Now, as a third-year journalism student,
she is working on a documentary about the town and its lively intellectual
history, specifically the underground of the 1960s. “They had their own system
of government until 1966,” Alexandra tells me as we stand in the gleaming
hallway of the university’s new building. Her eyes light up as she tells me
about her research into this little corner of freedom and intellectual ferment
in a sea of totalitarianism. In 1966 some of these free-spirited young
scientists wrote a letter to Moscow, complaining about things they didn’t like.
The response, Alexandra says, was swift. Many were fired, and strict political
control was put in place. But Alexandra’s documentary picks up again in the
1980s, with the Soviet punk rock underground that spread all over the country.

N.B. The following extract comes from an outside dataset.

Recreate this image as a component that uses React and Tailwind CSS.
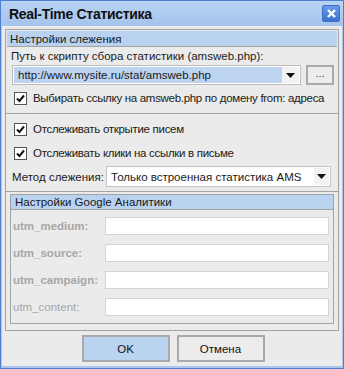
import React from "react";

const font = { fontFamily: '"Liberation Sans", Arial, sans-serif' };

function Check() {
  return (
    <span className="w-[13px] h-[13px] shrink-0 border border-[#555] bg-white flex items-center justify-center">
      <svg width="9" height="9" viewBox="0 0 9 9">
        <path d="M1 4.5 L3.5 7 L8 1.5" fill="none" stroke="#111" strokeWidth="2" />
      </svg>
    </span>
  );
}

function Arrow() {
  return (
    <svg width="9" height="5" viewBox="0 0 9 5">
      <path d="M0 0 H9 L4.5 5 Z" fill="#111" />
    </svg>
  );
}

function CheckRow({ label }) {
  return (
    <div className="h-[16px] flex items-center gap-[6px] pl-[4px] whitespace-nowrap">
      <Check />
      <span className="tracking-[-0.3px]">{label}</span>
    </div>
  );
}

function UtmRow({ label, bold }) {
  return (
    <div className="h-[18px] flex items-center">
      <span className={`w-[94px] shrink-0 pl-[2px] whitespace-nowrap text-[#a6a6a6] ${bold ? "font-bold" : ""}`}>{label}</span>
      <div className="flex-1 h-full bg-white border border-[#d4d4d4]" />
    </div>
  );
}

export default function App() {
  return (
    <div style={font} className="w-[344px] h-[369px] border border-[#4f80cf] bg-[#a9c7ee] flex flex-col text-[11.5px] leading-[14px] text-[#1a1a1a]">
      {/* Title bar */}
      <div className="h-[25px] flex items-center justify-between pl-[8px] pr-[3px] bg-gradient-to-b from-[#b8d3f4] to-[#a5c4ec]">
        <span className="text-[14px] tracking-[-0.3px] font-bold text-[#111] whitespace-nowrap">Real-Time Статистика</span>
        <div className="w-[18px] h-[17px] rounded-[2px] border border-[#3f6fc0] bg-gradient-to-b from-[#6a9be6] to-[#3c72cf] flex items-center justify-center">
          <svg width="9" height="9" viewBox="0 0 9 9">
            <path d="M1 1 L8 8 M8 1 L1 8" stroke="white" strokeWidth="2.4" />
          </svg>
        </div>
      </div>

      {/* Body */}
      <div className="flex-1 mx-[1px] mb-[2px] bg-[#ebebeb] flex flex-col px-[3px] pt-[3px]">
        <div className="border border-[#a3a3a3] flex flex-col">
          {/* Section 1 */}
          <div className="h-[16px] bg-[#b9d2f0] border-b border-[#a3a3a3] mx-[1px] mt-[1px] pl-[3px] flex items-center whitespace-nowrap">
            Настройки слежения
          </div>
          <div className="flex flex-col pt-[2px] pb-[7px] px-[4px]">
            <div className="h-[14px] pl-[1px] whitespace-nowrap">Путь к скрипту сбора статистики (amsweb.php):</div>
            <div className="mt-[2px] flex items-center gap-[5px] pl-[2px]">
              <div className="w-[289px] h-[20px] border border-[#bcbcbc] bg-white flex p-[1px]">
                <div className="flex-1 bg-[#bcd4f1] flex items-center pl-[4px] whitespace-nowrap">http://www.mysite.ru/stat/amsweb.php</div>
                <div className="w-[17px] flex items-center justify-center bg-[#f2f2f2]">
                  <Arrow />
                </div>
              </div>
              <div className="w-[28px] h-[20px] border-2 border-[#a9a9a9] bg-[#ececec] flex items-center justify-center text-[11px] pb-[4px] text-[#444]">
                ...
              </div>
            </div>
            <div className="mt-[5px]">
              <CheckRow label="Выбирать ссылку на amsweb.php по домену from: адреса" />
            </div>
          </div>

          {/* Section 2 */}
          <div className="border-t border-[#a3a3a3] flex flex-col pt-[7px] pb-[4px] px-[4px]">
            <CheckRow label="Отслеживать открытие писем" />
            <div className="mt-[8px]">
              <CheckRow label="Отслеживать клики на ссылки в письме" />
            </div>
            <div className="mt-[5px] flex items-center pl-[2px]">
              <span className="w-[94px] shrink-0 whitespace-nowrap">Метод слежения:</span>
              <div className="flex-1 h-[21px] border border-[#c4c4c4] bg-white flex p-[1px] mr-[3px]">
                <div className="flex-1 flex items-center pl-[3px] whitespace-nowrap">Только встроенная статистика AMS</div>
                <div className="w-[15px] flex items-center justify-center bg-[#f2f2f2]">
                  <Arrow />
                </div>
              </div>
            </div>
          </div>

          {/* Google box */}
          <div className="border-t border-[#a3a3a3] pt-[2px] px-[4px] pb-[6px]">
            <div className="border border-[#a3a3a3] flex flex-col">
              <div className="h-[15px] bg-[#b9d2f0] border-b border-[#a3a3a3] pl-[4px] flex items-center whitespace-nowrap">
                Настройки Google Аналитики
              </div>
              <div className="flex flex-col gap-[9px] pt-[7px] pb-[7px] pr-[4px]">
                <UtmRow label="utm_medium:" bold />
                <UtmRow label="utm_source:" bold />
                <UtmRow label="utm_campaign:" bold />
                <UtmRow label="utm_content:" />
              </div>
            </div>
          </div>
        </div>

        {/* Buttons */}
        <div className="mt-[4px] flex justify-center gap-[7px] pl-[2px]">
          <button className="w-[88px] h-[27px] border-2 border-[#a9a9a9] bg-[#b9d3f1] text-[#111]">OK</button>
          <button className="w-[88px] h-[27px] border-2 border-[#a9a9a9] bg-[#ececec] text-[#111]">Отмена</button>
        </div>
      </div>
    </div>
  );
}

These days, Alexandra says, “it’s
stagnant. Something’s missing. People aren’t politically engaged. When it comes
to the government, young people are either neutral or positively disposed. No
one stands up for their opinion, and there’s a thin line between indifference
and agreement.”
The government is again in the censorship
business. A classic rocker from the 1990s had his concert canceled here because
he spoke out against the invasion of Ukraine. “Year after year they close
another media outlet, the ones that show things more objectively,” Alexandra
says. More than anything, though, she is saddened that the Akademgorodok she
lives in lacks the creative fervor of the Sixties and Eighties. The society
around her, unlike the one her parents experienced, is cautious and stale. She
longs for a change, a shake-up. But she knows it won’t be her generation that
brings it.
“It’ll be the kids who are 13, 15 now,”
Alexandra says wistfully. When they are the age she is now, her generation will
have other priorities. “We’ll try to help, but if you’re 30, you’re not going
to lead a revolution with a baby in your arms.”